Meat dishes are a must-order, as their extra tender yakiniku meat is wet-aged in specialist Japanese kuraban fridges to bring out the beefy flavours. The food is cooked over a small shichirin coal grill with elegant Japanese calligraphy on its side. For a lux dining experience, opt for their extremely well-marbled Japanese wagyu sirloin, which took seconds rather than minutes to cook and was complemented well by their selection of dipping sauces.
Seafood lovers and vegetarians are also well catered for here. We tried some perky looking scallops, which I suspect might be from Hokkaido and well-trimmed and tender-tasting asparagus that felt as fine as any Wye Valley version I’ve tried in recent months.
The barbecue set menu does come with extras to ensure that it is a satisfying dining experience. It is served with gleaming white steamed rice from Koshihikari, which is the most popular variety served in Japan due to its perfect appearance. Wafu salada is served for those who have over-indulged on the meat selections and a hearty bowl of tofu and wakame miso soup.
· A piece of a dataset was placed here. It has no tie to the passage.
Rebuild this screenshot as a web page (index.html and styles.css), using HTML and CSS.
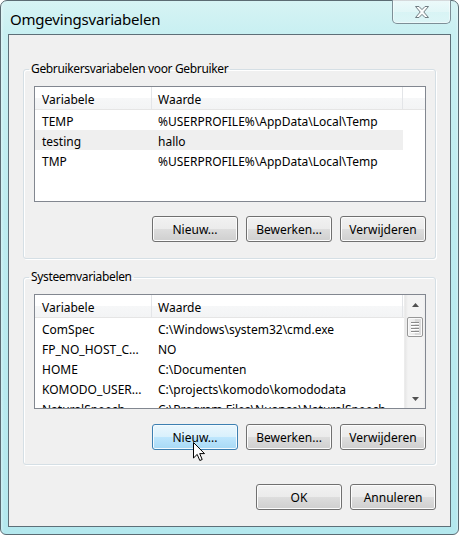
FILE: index.html
```html
<!DOCTYPE html>
<html lang="nl">
<head>
<meta charset="utf-8">
<title>Omgevingsvariabelen</title>
<link rel="stylesheet" href="styles.css">
</head>
<body>
<div class="window">
  <div class="titlebar">
    <span class="title">Omgevingsvariabelen</span>
    <button class="close" aria-label="Sluiten">
      <svg width="16" height="12" viewBox="0 0 16 12">
        <path d="M1.5 0.5 H5 L8 3.6 L11 0.5 H14.5 L9.8 6 L14.5 11.5 H11 L8 8.4 L5 11.5 H1.5 L6.2 6 Z" fill="#fbfdfd" stroke="#6f7c82" stroke-width="1" stroke-linejoin="round"/>
      </svg>
    </button>
  </div>
  <div class="client">
    <fieldset class="group">
      <legend>Gebruikersvariabelen voor Gebruiker</legend>
      <div class="list">
        <div class="list-head">
          <div class="col c1">Variabele</div>
          <div class="col c2">Waarde</div>
          <div class="col c3"></div>
        </div>
        <div class="list-body">
          <div class="row"><div class="c1">TEMP</div><div class="c2">%USERPROFILE%\AppData\Local\Temp</div></div>
          <div class="row sel"><div class="c1">testing</div><div class="c2">hallo</div></div>
          <div class="row"><div class="c1">TMP</div><div class="c2">%USERPROFILE%\AppData\Local\Temp</div></div>
        </div>
      </div>
      <div class="buttons">
        <button class="btn">Nieuw...</button>
        <button class="btn">Bewerken...</button>
        <button class="btn">Verwijderen</button>
      </div>
    </fieldset>
    <fieldset class="group group2">
      <legend>Systeemvariabelen</legend>
      <div class="list list2">
        <div class="list-main">
          <div class="list-head">
            <div class="col c1">Variabele</div>
            <div class="col c2">Waarde</div>
          </div>
          <div class="list-body">
            <div class="row"><div class="c1">ComSpec</div><div class="c2">C:\Windows\system32\cmd.exe</div></div>
            <div class="row"><div class="c1">FP_NO_HOST_C...</div><div class="c2">NO</div></div>
            <div class="row"><div class="c1">HOME</div><div class="c2">C:\Documenten</div></div>
            <div class="row"><div class="c1">KOMODO_USER...</div><div class="c2">C:\projects\komodo\komododata</div></div>
            <div class="row"><div class="c1">NaturalSpeech</div><div class="c2">C:\Program Files\Nuance\NaturalSpeech</div></div>
          </div>
        </div>
        <div class="scrollbar">
          <div class="sb-arrow">
            <svg width="7" height="4" viewBox="0 0 7 4"><path d="M0 4 L3.5 0 L7 4 Z" fill="#505050"/></svg>
          </div>
          <div class="sb-track">
            <div class="sb-thumb">
              <span></span><span></span><span></span><span></span>
            </div>
          </div>
          <div class="sb-arrow">
            <svg width="7" height="4" viewBox="0 0 7 4"><path d="M0 0 L3.5 4 L7 0 Z" fill="#505050"/></svg>
          </div>
        </div>
      </div>
      <div class="buttons">
        <button class="btn hover">Nieuw...</button>
        <button class="btn">Bewerken...</button>
        <button class="btn">Verwijderen</button>
      </div>
    </fieldset>
    <div class="buttons dialog-buttons">
      <button class="btn">OK</button>
      <button class="btn">Annuleren</button>
    </div>
  </div>
  <svg class="cursor" width="13" height="20" viewBox="0 0 13 20">
    <path d="M0.5 0.5 V16 L4.2 12.4 L6.8 18.5 L9.2 17.5 L6.7 11.6 H11.5 Z" fill="#ffffff" stroke="#000000" stroke-width="1" stroke-linejoin="miter"/>
  </svg>
</div>
</body>
</html>
```

FILE: styles.css
```css
* { box-sizing: border-box; }

html, body {
  margin: 0;
  padding: 0;
  width: 459px;
  height: 535px;
  overflow: hidden;
  background: #ffffff;
}

.window {
  position: relative;
  width: 459px;
  height: 535px;
  border: 1px solid #5b6b73;
  border-radius: 7px 7px 6px 6px;
  padding: 0 7px 7px 7px;
  display: flex;
  flex-direction: column;
  background:
    linear-gradient(90deg, rgba(255,255,255,0.35) 0, rgba(255,255,255,0) 3px, rgba(255,255,255,0) 455px, rgba(255,255,255,0.3) 457px),
    linear-gradient(180deg, #d6f3f4 0%, #c9f0f2 6%, #bdecf0 40%, #b4e8ee 100%);
  font-family: "Noto Sans", "Open Sans", sans-serif;
  font-size: 12px;
  color: #000;
}

.titlebar {
  height: 33px;
  display: flex;
  align-items: flex-start;
  justify-content: space-between;
}

.title {
  font-size: 15px;
  line-height: 20px;
  padding: 8px 0 0 2px;
  letter-spacing: -0.2px;
  color: #000;
}

.close {
  width: 59px;
  height: 24px;
  margin: -1px 0 0 0;
  padding: 0;
  border: 1px solid #7d8f97;
  border-top: none;
  border-radius: 0 0 5px 5px;
  background: linear-gradient(180deg, rgba(255,255,255,0.55) 0%, rgba(255,255,255,0.35) 50%, rgba(255,255,255,0.15) 51%, rgba(255,255,255,0.3) 100%);
  box-shadow: inset 0 0 0 1px rgba(255,255,255,0.45);
  display: flex;
  align-items: center;
  justify-content: center;
}

.client {
  flex: 1;
  border: 1px solid #5e6f78;
  background: #f0f0f0;
  padding: 27px 14px 0 14px;
  display: flex;
  flex-direction: column;
}

.group {
  margin: 0;
  padding: 0 9px 16px 10px;
  border: 1px solid #d5dfe5;
  border-radius: 3px;
  box-shadow: inset 1px 1px 0 #ffffff, 1px 1px 0 #ffffff;
  min-width: 0;
}

.group legend {
  padding: 0 2px;
  margin-left: -5px;
  line-height: 14px;
  height: 14px;
  font-size: 12px;
  letter-spacing: -0.35px;
  color: #000;
}

.group2 {
  margin-top: 11px;
  padding-bottom: 14px;
}

.list {
  margin-top: 10px;
  height: 116px;
  border: 1px solid #828790;
  background: #ffffff;
  overflow: hidden;
  display: flex;
}

.list2 {
  height: 115px;
}

.list-main {
  flex: 1;
  min-width: 0;
}

.list:not(.list2) {
  flex-direction: column;
}

.list-head {
  display: flex;
  height: 23px;
  border-bottom: 1px solid #e5e5e5;
  background: linear-gradient(180deg, #ffffff 0%, #ffffff 50%, #f6f7f8 51%, #f3f4f5 100%);
}

.list-head .col {
  height: 22px;
  line-height: 20px;
  padding-top: 3px;
  border-right: 1px solid #e3e5e8;
  white-space: nowrap;
}

.list-head .c3 {
  border-right: none;
  flex: 1;
}

.c1 {
  width: 117px;
  flex: none;
  padding-left: 7px;
  white-space: nowrap;
  overflow: hidden;
}

.c2 {
  width: 251px;
  flex: none;
  padding-left: 6px;
  white-space: nowrap;
  overflow: hidden;
}

.row {
  display: flex;
  height: 20px;
  line-height: 20px;
  width: 368px;
}

.row > div {
  padding-top: 2px;
  height: 20px;
}

.row.sel {
  background: #efefef;
}

.scrollbar {
  width: 21px;
  flex: none;
  display: flex;
  flex-direction: column;
  background: linear-gradient(90deg, #e6e6e6 0, #f3f3f3 3px, #f3f3f3 18px, #eaeaea 21px);
  border-left: 1px solid #ececec;
}

.sb-arrow {
  height: 19px;
  display: flex;
  align-items: center;
  justify-content: center;
}

.sb-track {
  flex: 1;
  padding: 3px 2px 0 2px;
}

.sb-thumb {
  height: 20px;
  border: 1px solid #979797;
  border-radius: 2px;
  background: linear-gradient(90deg, #f3f3f3 0%, #e8e8e8 50%, #d8d8d8 51%, #dcdcdc 100%);
  box-shadow: inset 0 0 0 1px #fafafa;
  display: flex;
  flex-direction: column;
  align-items: center;
  justify-content: center;
  gap: 2px;
}

.sb-thumb span {
  display: block;
  width: 8px;
  height: 1px;
  background: #8a8a8a;
  box-shadow: 0 1px 0 #ffffff;
}

.buttons {
  display: flex;
  justify-content: flex-end;
  gap: 8px;
  margin-top: 14px;
}

.group2 .buttons {
  margin-top: 15px;
}

.btn {
  width: 86px;
  height: 26px;
  padding: 1px 0 0 0;
  margin: 0;
  border: 1px solid #707070;
  border-radius: 3px;
  font-family: "Noto Sans", "Open Sans", sans-serif;
  font-size: 12px;
  color: #000;
  background: linear-gradient(180deg, #f2f2f2 0%, #ebebeb 50%, #dddddd 51%, #cfcfcf 100%);
  box-shadow: inset 0 0 0 1px #fcfcfc;
}

.btn.hover {
  border-color: #3c7fb1;
  background: linear-gradient(180deg, #eaf6fd 0%, #d9f0fc 50%, #bee6fd 51%, #a7d9f5 100%);
  box-shadow: inset 0 0 0 1px #f4fbff;
}

.dialog-buttons {
  margin-top: 19px;
}

.cursor {
  position: absolute;
  left: 192px;
  top: 441px;
}
```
For desserts, they have some wickedly inventive sounding ice cream options: Sake kasu vanilla, dark chocolate wasabi and soy sauce caramel. The chocolate version we tried was luscious-tasting with only a gentle hint of wasabi for those who have reservations about spicy ice cream flavors.
Their drinks menu deserves special mention for their quirky Japanese cocktails including beautiful virgin ones like the Kyoto Garden and Kirei Tonic using on-trend ingredients like seed lip and aloe juice, and their sake menu is one of the most extensive you will find in London.
If you don’t want to spend hours preparing ingredients for your in-house barbecue, then a visit to Sakagura might be your solution.